AWS Partner Network (APN) Blog
Enhancing Availability and Amazon EC2 Spot Utilization of Databricks Workloads on AWS
By Kinnar Sen and Dan Kelly, EC2 Flexible Compute Team – AWS
By Venkat Viswanathan, Sr. Solutions Architect Data and Analytics – AWS
By Andrew Wiegand, Sr. Technical Account Manager – AWS
By Piyush Singh, Staff Product Manager – Databricks
Databricks |
Databricks allows customers to run analytics workloads on a simple, open platform which is optimized for cost and performance. Amazon EC2 Spot instances, which are available at up to 90% off the On-Demand prices, can help optimize compute costs as they allow customers to utilize spare Amazon Elastic Compute Cloud (Amazon EC2) capacity while running flexible and fault tolerant workloads.
Databricks fleet clusters enable customers to launch clusters using EC2 Spot instances while adopting EC2 Spot best practices by using diversified node types. This increases a cluster’s chances of getting EC2 Spot instances which in turn further reduces costs.
In this post, we will discuss the new Databricks fleet clusters feature and steps to launch clusters on Amazon Web Services (AWS). Databricks fleet instances were developed for large Databricks workloads on AWS to improve cluster provisioning process, increase EC2 Spot utilization, and drive overall cost optimization.
Maximizing availability and EC2 Spot utilization is key to running cost-optimized Databricks workloads on AWS. Previously, customers launching Databricks clusters would only be able to select a single AWS instance type which could cause availability issues or low Spot utilization when running large Databricks clusters.
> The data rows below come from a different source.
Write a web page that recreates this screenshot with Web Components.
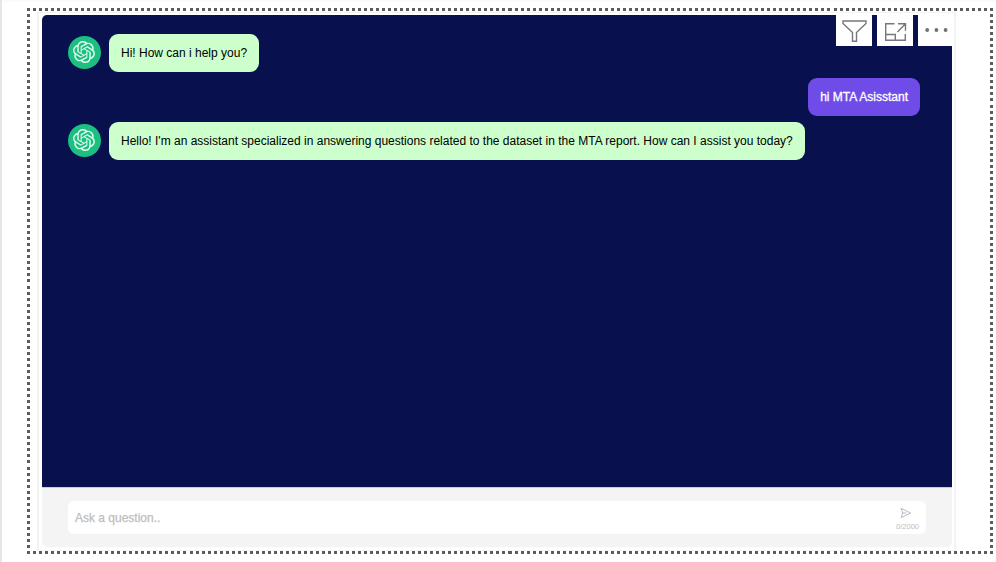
<!DOCTYPE html>
<html lang="en">
<head>
<meta charset="utf-8">
<title>MTA Assistant</title>
<style>
html, body { margin: 0; height: 100%; overflow: hidden; background: #fff; font-family: "Liberation Sans", Arial, sans-serif; }
</style>
</head>
<body>
<report-canvas>
  <chat-panel>
    <visual-toolbar slot="tools"></visual-toolbar>
    <chat-message>Hi! How can i help you?</chat-message>
    <chat-message from="user">hi MTA Asisstant</chat-message>
    <chat-message>Hello! I'm an assistant specialized in answering questions related to the dataset in the MTA report. How can I assist you today?</chat-message>
    <chat-input slot="footer"></chat-input>
  </chat-panel>
</report-canvas>
<script>
function define(name, html) {
  customElements.define(name, class extends HTMLElement {
    constructor() {
      super();
      this.attachShadow({ mode: 'open' }).innerHTML = html;
    }
  });
}

define('report-canvas', `
<style>
:host { display: block; box-sizing: border-box; width: 996px; height: 562px; padding: 8px 3px 8px 25px; border-left: 2px solid #e6e6e6; background: linear-gradient(#f8f8f8, #fff 3px); }
.frame { --d: #5c5c5c; box-sizing: border-box; width: 966px; height: 546px; padding: 4px 35px 3px 10px;
  background:
    repeating-linear-gradient(90deg, var(--d) 0 3px, transparent 3px 6.01875px) 0 0 / 100% 3px no-repeat,
    repeating-linear-gradient(90deg, var(--d) 0 3px, transparent 3px 6.01875px) 0 100% / 100% 3px no-repeat,
    repeating-linear-gradient(180deg, var(--d) 0 3px, transparent 3px 6.03333px) 0 0 / 3px 100% no-repeat,
    repeating-linear-gradient(180deg, var(--d) 0 3px, transparent 3px 6.03333px) 100% 0 / 3px 100% no-repeat; }
.visual { box-sizing: border-box; width: 919px; height: 539px; border: solid #f3f3f3; border-width: 1px 2px; padding: 2px 3px; }
</style>
<div class="frame"><div class="visual"><slot></slot></div></div>`);

define('chat-panel', `
<style>
:host { display: flex; flex-direction: column; position: relative; width: 910px; height: 532px; border-radius: 5px 0 5px 5px; overflow: hidden; }
.log { flex: 1; display: flex; flex-direction: column; gap: 6px; padding: 19px 32px 0 26px; background: #08104d; }
.tools { position: absolute; right: 0; top: 0; }
</style>
<div class="log"><slot></slot></div>
<slot name="footer"></slot>
<div class="tools"><slot name="tools"></slot></div>`);

define('chat-message', `
<style>
:host { display: flex; align-items: center; gap: 8px; height: 38px; }
:host([from="user"]) { justify-content: flex-end; }
:host([from="user"]) .avatar { display: none; }
.avatar { display: flex; align-items: center; justify-content: center; width: 33px; height: 33px; margin-bottom: 1px; border-radius: 50%; background: #1dbf80; }
.avatar svg { margin: 0 1px 1px 0; }
.bubble { box-sizing: border-box; height: 38px; padding: 0 12px; border-radius: 9px; background: #ccffcc; color: #000; font-size: 12px; line-height: 38px; white-space: nowrap; }
:host([from="user"]) .bubble { background: #6f4be8; color: #fff; -webkit-text-stroke: .3px #fff; }
</style>
<div class="avatar"><svg width="22" height="22" viewBox="0 0 24 24" fill="#e0fbef"><path d="M22.2819 9.8211a5.9847 5.9847 0 0 0-.5157-4.9108 6.0462 6.0462 0 0 0-6.5098-2.9A6.0651 6.0651 0 0 0 4.9807 4.1818a5.9847 5.9847 0 0 0-3.9977 2.9 6.0462 6.0462 0 0 0 .7427 7.0966 5.98 5.98 0 0 0 .511 4.9107 6.051 6.051 0 0 0 6.5146 2.9001A5.9847 5.9847 0 0 0 13.2599 24a6.0557 6.0557 0 0 0 5.7718-4.2058 5.9894 5.9894 0 0 0 3.9977-2.9001 6.0557 6.0557 0 0 0-.7475-7.073zm-9.022 12.6081a4.4755 4.4755 0 0 1-2.8764-1.0408l.1419-.0804 4.7783-2.7582a.7948.7948 0 0 0 .3927-.6813v-6.7369l2.02 1.1686a.071.071 0 0 1 .038.052v5.5826a4.504 4.504 0 0 1-4.4945 4.4944zm-9.6607-4.1254a4.4708 4.4708 0 0 1-.5346-3.0137l.142.0852 4.783 2.7582a.7712.7712 0 0 0 .7806 0l5.8428-3.3685v2.3324a.0804.0804 0 0 1-.0332.0615L9.74 19.9502a4.4992 4.4992 0 0 1-6.1408-1.6464zM2.3408 7.8956a4.485 4.485 0 0 1 2.3655-1.9728V11.6a.7664.7664 0 0 0 .3879.6765l5.8144 3.3543-2.0201 1.1685a.0757.0757 0 0 1-.071 0l-4.8303-2.7865A4.504 4.504 0 0 1 2.3408 7.872zm16.5963 3.8558L13.1038 8.364 15.1192 7.2a.0757.0757 0 0 1 .071 0l4.8303 2.7913a4.4944 4.4944 0 0 1-.6765 8.1042v-5.6772a.79.79 0 0 0-.407-.667zm2.0107-3.0231l-.142-.0852-4.7735-2.7818a.7759.7759 0 0 0-.7854 0L9.409 9.2297V6.8974a.0662.0662 0 0 1 .0284-.0615l4.8303-2.7866a4.4992 4.4992 0 0 1 6.6802 4.66zM8.3065 12.863l-2.02-1.1638a.0804.0804 0 0 1-.038-.0567V6.0742a4.4992 4.4992 0 0 1 7.3757-3.4537l-.142.0805L8.704 5.459a.7948.7948 0 0 0-.3927.6813zm1.0976-2.3654l2.602-1.4998 2.6069 1.4998v2.9994l-2.5974 1.4997-2.6067-1.4997Z"/></svg></div>
<div class="bubble"><slot></slot></div>`);

define('visual-toolbar', `
<style>
:host { display: flex; gap: 5px; height: 31px; }
span { display: block; width: 36px; height: 31px; background: #fff; overflow: hidden; }
span:last-child { width: 34px; }
svg { display: block; fill: none; stroke: #777; stroke-width: 1.4; }
</style>
<span><svg width="36" height="31" viewBox="0 0 36 31"><path d="M7 6H30V8.500L20.500 17.500V26.300H16.500V17.500L7 8.500z"/></svg></span>
<span><svg width="36" height="31" viewBox="0 0 36 31"><path d="M17.500 8.700H8.700V25.300H28.300V19M8.700 19.500H18.300V25.300M20.500 17L28.300 9M21 8.700H28.500V15.700"/></svg></span>
<span><svg width="34" height="31" viewBox="0 0 34 31"><g fill="#707070" stroke="none"><circle cx="9.200" cy="15" r="1.900"/><circle cx="18.400" cy="15" r="1.900"/><circle cx="27.600" cy="15" r="1.900"/></g></svg></span>`);

define('chat-input', `
<style>
:host { display: block; box-sizing: border-box; height: 60px; padding: 13px 26px; background: #f4f4f4; border-top: 1px solid #c5cbed; }
.field { display: flex; align-items: center; justify-content: space-between; box-sizing: border-box; height: 33px; padding: 0 7px; border-radius: 6px; background: #fff; color: #bdbdbd; font-size: 12px; }
.hint { -webkit-text-stroke: .25px #bdbdbd; }
.send { display: flex; flex-direction: column; align-items: center; gap: 3px; padding-top: 3px; font-size: 7.5px; line-height: 9px; }
svg { display: block; fill: none; stroke: #bcbcbc; stroke-width: 1; stroke-linejoin: round; margin-right: 4px; }
</style>
<div class="field"><span class="hint">Ask a question..</span><span class="send"><svg width="12" height="12" viewBox="0 0 12 12"><path d="M1 1.300L10.700 6L1 10.700L2.800 6zM2.800 6H6.500"/></svg><span>0/2000</span></span></div>`);
</script>
</body>
</html>
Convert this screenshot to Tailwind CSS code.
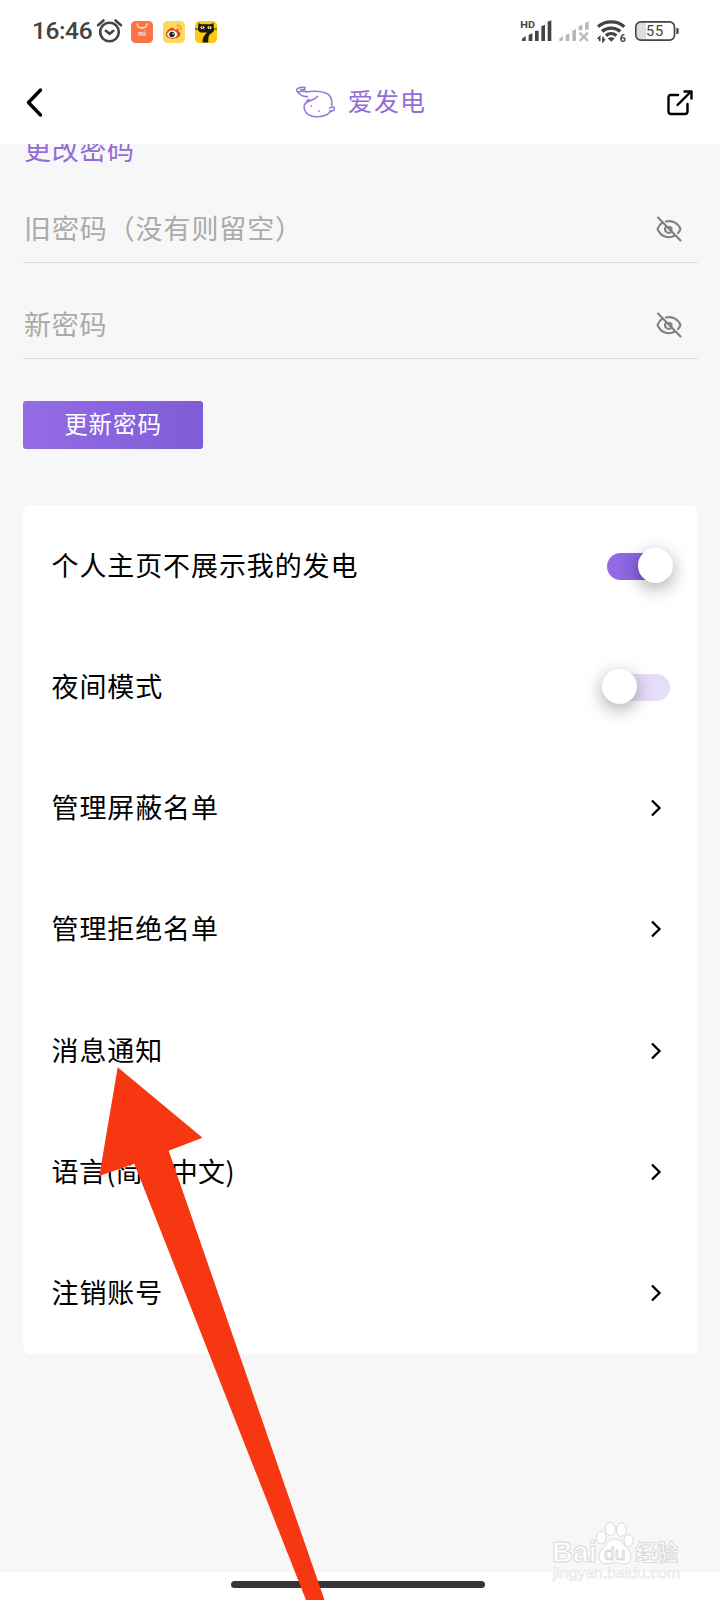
<!DOCTYPE html>
<html lang="zh-CN">

<head>
  <meta charset="UTF-8">
  <meta name="viewport" content="width=device-width, initial-scale=1.0">
  <title>爱发电</title>
  <script src="https://cdn.jsdelivr.net/npm/@tailwindcss/browser@4"></script>
</head>

<body class="bg-white">
  <div class="relative flex flex-col w-[720px] h-[1600px] overflow-hidden bg-[#f7f7f7] text-black font-['Noto_Sans_CJK_SC',sans-serif]">

    <!-- status bar -->
    <div class="flex items-center justify-between shrink-0 h-[62px] bg-white pl-8 pr-5 text-[#444]">
      <div class="flex items-center">
        <span class="w-[64px] pt-px text-[24.5px] leading-none font-medium tracking-[-0.4px] font-[Roboto,sans-serif]">16:46</span>
        <svg class="w-[27px] h-[26px]" viewBox="0 0 27 26" fill="none" stroke="#444" stroke-width="2.6" stroke-linecap="round">
          <circle cx="13.5" cy="14" r="9.3" />
          <path d="M9.8 12.8l3.8 3 3.8-3M2 7.2l5.5-4.7M25 7.2l-5.5-4.7" />
        </svg>
        <svg class="ml-2 mt-px w-[22px] h-[22px]" viewBox="0 0 22 22">
          <rect width="22" height="22" rx="4.5" fill="#fb7445" />
          <path d="M6 2.5a5 4.5 0 0 0 10 0" fill="none" stroke="#ffe3d6" stroke-width="1.4" />
          <text x="11" y="15.2" text-anchor="middle" font-family="Roboto" font-weight="700" font-size="6.5" fill="#ffe3d6">mi</text>
        </svg>
        <svg class="ml-[10px] mt-px w-[22px] h-[22px]" viewBox="0 0 22 22">
          <rect width="22" height="22" rx="4.5" fill="#fbd85f" />
          <path d="M3 13.5C3 9.5 8 6 10.5 7c1 .5.5 2 .5 2 3-1.5 5-.5 4.500 1.500 2.500.8 2.500 3 1 4.700C13 19 3.500 18.500 3 13.500z" fill="#e0402d" />
          <ellipse cx="9.3" cy="13.3" rx="5" ry="3.7" fill="#fff" />
          <circle cx="9" cy="13.5" r="2.7" fill="#222" />
          <circle cx="10" cy="12.7" r=".8" fill="#fff" />
          <path d="M13.500 4.500c3.500-.5 5.500 2 4.500 5M14 7.200c1.500-.2 2.300.7 2 2" fill="none" stroke="#f0982c" stroke-width="1.2" />
        </svg>
        <svg class="ml-[10px] mt-px w-[22px] h-[22px]" viewBox="0 0 22 22">
          <rect width="22" height="22" rx="4.5" fill="#fcca10" />
          <path d="M3.500 2l3 1.300h9L18.500 2l.5 8c-2 2.500-5 3-5.500 6l-.3 5.500H7.500c0-5 2-7.500 4.500-10H5.500C3.500 10.500 3 9 3 7z" fill="#1c1a12" />
          <path d="M0 8h4M18 8h4" stroke="#1c1a12" stroke-width=".9" />
          <ellipse cx="7.5" cy="6.5" rx="2" ry="1.5" fill="#fff2a8" />
          <ellipse cx="14.5" cy="6.5" rx="2" ry="1.5" fill="#fff2a8" />
          <path d="M7.500 5.500v1.800M14.500 5.500v1.800" stroke="#1c1a12" />
        </svg>
      </div>
      <!-- signal, wifi, battery -->
      <svg class="mt-[3px] w-[190px] h-[55px]" viewBox="0 0 570 165" fill="#444">
        <text x="31" y="70" font-family="Roboto" font-weight="700" font-size="29" textLength="44" lengthAdjust="spacingAndGlyphs">HD</text>
        <path d="M36 101l11-8v15H36zM56 90l11-5v23H56zM75 77h11v31H75zM94 64l11-5v49H94zM113 50l11-4v62h-11z" />
        <path fill="#b9b9b9" d="M148 101l11-8v15h-11zM167 90l11-5v23h-11zM187 77l11-5v36h-11zM206 64l11-5v17h-11zM225 54l11-5v25h-11z" />
        <path d="M209 83l25 25M234 83l-25 25" stroke="#b9b9b9" stroke-width="7" />
        <g fill="none" stroke="#444" stroke-width="10">
          <path d="M264 65c22-19 57-19 79 0" />
          <path d="M276 79c16-13 39-13 55 0" />
          <path d="M288 92c9-8 22-8 31 0" />
        </g>
        <path d="M293 100q11-7 21 0l-10 10z" />
        <path d="M269 109V96l-6 6M279 95v14l6-7" fill="none" stroke="#444" stroke-width="5" />
        <text x="329" y="111" font-family="Roboto" font-weight="700" font-size="32">6</text>
        <path d="M388 54h20v48h-20q-7 0-7-10V64q0-10 7-10z" fill="#ddd" />
        <rect x="377.5" y="50.5" width="116" height="55" rx="15" fill="none" stroke="#444" stroke-width="5" />
        <path d="M499 69h3q4 0 4 4v10q0 4-4 4h-3z" />
        <text x="434" y="94" text-anchor="middle" font-family="Roboto" font-size="44" fill="#444" textLength="52">55</text>
      </svg>
    </div>

    <!-- nav bar -->
    <div class="grid grid-cols-3 items-center shrink-0 h-[82px] bg-white pl-6 pr-[26px] pb-[3px]">
      <svg class="w-5 h-8" viewBox="0 0 20 32" fill="none" stroke="#000" stroke-width="3.4" stroke-linecap="round" stroke-linejoin="round">
        <path d="M16.500 4L4.500 16.500l12 12.500" />
      </svg>
      <div class="flex items-center justify-center gap-[13px] pl-[3px] text-[#946cd8]">
        <svg class="w-[40px] h-[34px]" viewBox="0 0 120 102" fill="none" stroke="#9a78dc" stroke-width="4.8" stroke-linecap="round" stroke-linejoin="round">
          <path d="M32 18C22 17 15 22 7 20 0 13 10 6 29 7c4 5-2 8-12 7M7 20c5 8 18 15 30 15M32 21c18-3 37-5 59 2 16 6 22 18 19 39" />
          <path d="M67 34C58 48 36 45 29 58c-6 16 6 35 31 37 24 2 43-7 48-18M42 44c-4 0-7 4-6 8M104 69c6-1 10-7 14 0 2 6-5 11-14 9" />
          <path d="M49 63v1M72 78v1" stroke-width="5" />
        </svg>
        <span class="-mt-[3px] text-[25px] leading-none tracking-[1.2px]">爱发电</span>
      </div>
      <svg class="justify-self-end w-7 h-7" viewBox="0 0 28 28" fill="none" stroke="#000" stroke-width="2.4" stroke-linejoin="round">
        <path stroke-linecap="round" d="M12 7H4.500Q2.500 7 2.500 9.500v14Q2.500 26 5 26H19q2.500 0 2.500-2.500V16M11.500 17L24.500 4" />
        <path d="M17.500 3.500H25.500v8" />
      </svg>
    </div>

    <!-- password form, scrolled under the nav bar -->
    <div class="h-[361px] shrink-0 overflow-hidden pl-[23px] pr-[22px]">
      <h2 class="-mt-[12px] h-[34px] pl-px text-[27px] leading-[34px] tracking-[0.7px] text-[#946cd8]">更改密码</h2>
      <div class="flex items-center justify-between mt-[29px] h-[68px] pr-4 border-b border-[#dedede]">
        <span class="pl-px pb-[3px] text-[27px] leading-none tracking-[0.9px] text-[#aaa]">旧密码（没有则留空）</span>
        <svg class="w-[26px] h-[26px]" viewBox="0 0 26 26" fill="none" stroke="#808080" stroke-width="2.1" stroke-linecap="round">
          <path d="M2 1.500l22.500 23M10 5.500c6-1.500 12 1.500 14.500 7.500-.5 1.600-1.300 2.800-2.500 4M6.500 6.500C4 8 2.500 10 1.500 13c3.500 8 11 10 17.500 6.500M10 10.500c-3 4.500 2.500 8.500 6 5M13 11c2 0 3 1.500 2.500 3" />
        </svg>
      </div>
      <div class="flex items-center justify-between mt-[28px] h-[68px] pr-4 border-b border-[#dedede]">
        <span class="pl-px pb-[3px] text-[27px] leading-none tracking-[0.7px] text-[#aaa]">新密码</span>
        <svg class="w-[26px] h-[26px]" viewBox="0 0 26 26" fill="none" stroke="#808080" stroke-width="2.1" stroke-linecap="round">
          <path d="M2 1.500l22.500 23M10 5.500c6-1.500 12 1.500 14.500 7.500-.5 1.600-1.300 2.800-2.500 4M6.500 6.500C4 8 2.500 10 1.500 13c3.500 8 11 10 17.500 6.500M10 10.500c-3 4.500 2.500 8.500 6 5M13 11c2 0 3 1.500 2.500 3" />
        </svg>
      </div>
      <button class="mt-[42px] w-[180px] h-12 pb-[3px] rounded-[3px] bg-linear-to-r from-[#946ce6] to-[#7f5cd7] text-[23.5px] leading-none tracking-[0.9px] text-white">更新密码</button>
    </div>

    <!-- settings list -->
    <div class="flex flex-col shrink-0 h-[849px] ml-[23px] mr-[22px] pl-[28.5px] rounded-lg bg-white text-[27px] leading-none tracking-[0.9px]">
      <div class="flex flex-1 items-center justify-between pr-7">
        <span class="pb-[3px]">个人主页不展示我的发电</span>
        <div class="flex items-center justify-end mt-px w-[63px] h-[27px] rounded-full bg-linear-to-r from-[#946ce6] to-[#7f5cd7]">
          <div class="-mr-[3px] mb-px w-[35px] h-[35px] shrink-0 rounded-full bg-white shadow-[0_5px_18px_rgba(0,0,0,0.35)]"></div>
        </div>
      </div>
      <div class="flex flex-1 items-center justify-between pr-7">
        <span class="pb-[3px]">夜间模式</span>
        <div class="flex items-center mt-px w-[63px] h-[27px] rounded-full bg-[#e6def9]">
          <div class="-ml-[5px] mb-px w-[35px] h-[35px] shrink-0 rounded-full bg-white shadow-[0_5px_18px_rgba(0,0,0,0.35)]"></div>
        </div>
      </div>
      <div class="flex flex-1 items-center justify-between pr-9">
        <span class="pb-[3px]">管理屏蔽名单</span>
        <svg class="w-3 h-5" viewBox="0 0 12 20" fill="none" stroke="#000" stroke-width="2.3"><path d="M2 2.500L9.500 10 2 17.500" /></svg>
      </div>
      <div class="flex flex-1 items-center justify-between pr-9">
        <span class="pb-[3px]">管理拒绝名单</span>
        <svg class="w-3 h-5" viewBox="0 0 12 20" fill="none" stroke="#000" stroke-width="2.3"><path d="M2 2.500L9.500 10 2 17.500" /></svg>
      </div>
      <div class="flex flex-1 items-center justify-between pr-9">
        <span class="pb-[3px]">消息通知</span>
        <svg class="w-3 h-5" viewBox="0 0 12 20" fill="none" stroke="#000" stroke-width="2.3"><path d="M2 2.500L9.500 10 2 17.500" /></svg>
      </div>
      <div class="flex flex-1 items-center justify-between pr-9">
        <span class="pb-[3px] tracking-[0.4px]">语言(简体中文)</span>
        <svg class="w-3 h-5" viewBox="0 0 12 20" fill="none" stroke="#000" stroke-width="2.3"><path d="M2 2.500L9.500 10 2 17.500" /></svg>
      </div>
      <div class="flex flex-1 items-center justify-between pr-9">
        <span class="pb-[3px]">注销账号</span>
        <svg class="w-3 h-5" viewBox="0 0 12 20" fill="none" stroke="#000" stroke-width="2.3"><path d="M2 2.500L9.500 10 2 17.500" /></svg>
      </div>
    </div>

    <!-- home indicator -->
    <div class="flex justify-center mt-auto shrink-0 h-7 bg-white pt-[9px] pr-[5px]">
      <div class="w-[254px] h-[7px] rounded-full bg-[#363636]"></div>
    </div>

    <!-- watermark -->
    <svg class="absolute left-[530px] top-[1500px] w-[190px] h-[100px]" viewBox="0 0 570 300" fill="#fff" stroke="#d9d9d9" stroke-width="3" stroke-linejoin="round">
      <text x="66" y="187" font-family="Liberation Sans" font-weight="700" font-size="88" textLength="134" lengthAdjust="spacingAndGlyphs">Bai</text>
      <ellipse cx="214" cy="113" rx="15" ry="19" />
      <ellipse cx="241" cy="87" rx="15" ry="20" />
      <ellipse cx="274" cy="89" rx="15" ry="20" />
      <ellipse cx="296" cy="122" rx="14" ry="18" />
      <path d="M255 117c-20 0-25 18-38 30-14 13-15 40 7 44 12 2 20-3 31-3s20 5 31 3c22-4 21-31 7-44-13-12-18-30-38-30z" />
      <text x="222" y="180" font-family="Liberation Sans" font-size="56" textLength="64" lengthAdjust="spacingAndGlyphs">du</text>
      <text x="315" y="180" font-family="Noto Sans CJK SC" font-weight="700" font-size="65">经验</text>
      <text x="68" y="235" font-family="Liberation Sans" font-size="42" stroke="#e6e6e6" stroke-width="2" textLength="382" lengthAdjust="spacingAndGlyphs">jingyan.baidu.com</text>
    </svg>

    <!-- pointer arrow -->
    <svg class="absolute left-0 top-0 w-[720px] h-[1600px] pointer-events-none" viewBox="0 0 720 1600">
      <path d="M117.700 1067.300L202.500 1137.700 168.700 1150.700 324.500 1600H306L134.300 1163.700 99.300 1176z" fill="#f63711" />
    </svg>
  </div>
</body>

</html>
Databricks is an AWS Specialization Partner and AWS Marketplace Seller with the Amazon EC2 Spot Ready designation. Databricks allows you to handle all of your data, analytics, and artificial intelligence (AI) on one simple platform.
Databricks Fleet Clusters
Databricks architected fleet clusters on AWS to improve cluster launches by integrating Amazon EC2 Spot best practices. Instead of being tied to a single instance type in a random AWS Availability Zone (AZ), you can now launch a cluster with multiple instance types in the AZ with the best capacity.
A Databricks fleet cluster is composed of fleet instance types defined by Databricks which map to multiple EC2 instance types under the hood. When you create a fleet cluster, multiple predefined instances are evaluated and the instance from the deepest Spot pool with the lowest price are chosen.
There are currently four different fleet instance types:
- General purpose
- General purpose + local disk
- Memory optimized
- Memory optimized + local disk
Databricks is using the price capacity optimized (PCO) allocation strategy to further determine which among the mapped instance types is launched based on cost and availability. The PCO allocation strategy identifies the EC2 Spot instances with the most capacity and lowest price. Databricks uses this strategy to minimize costs for customers: lower prices and fewer evictions result in direct cost and time savings.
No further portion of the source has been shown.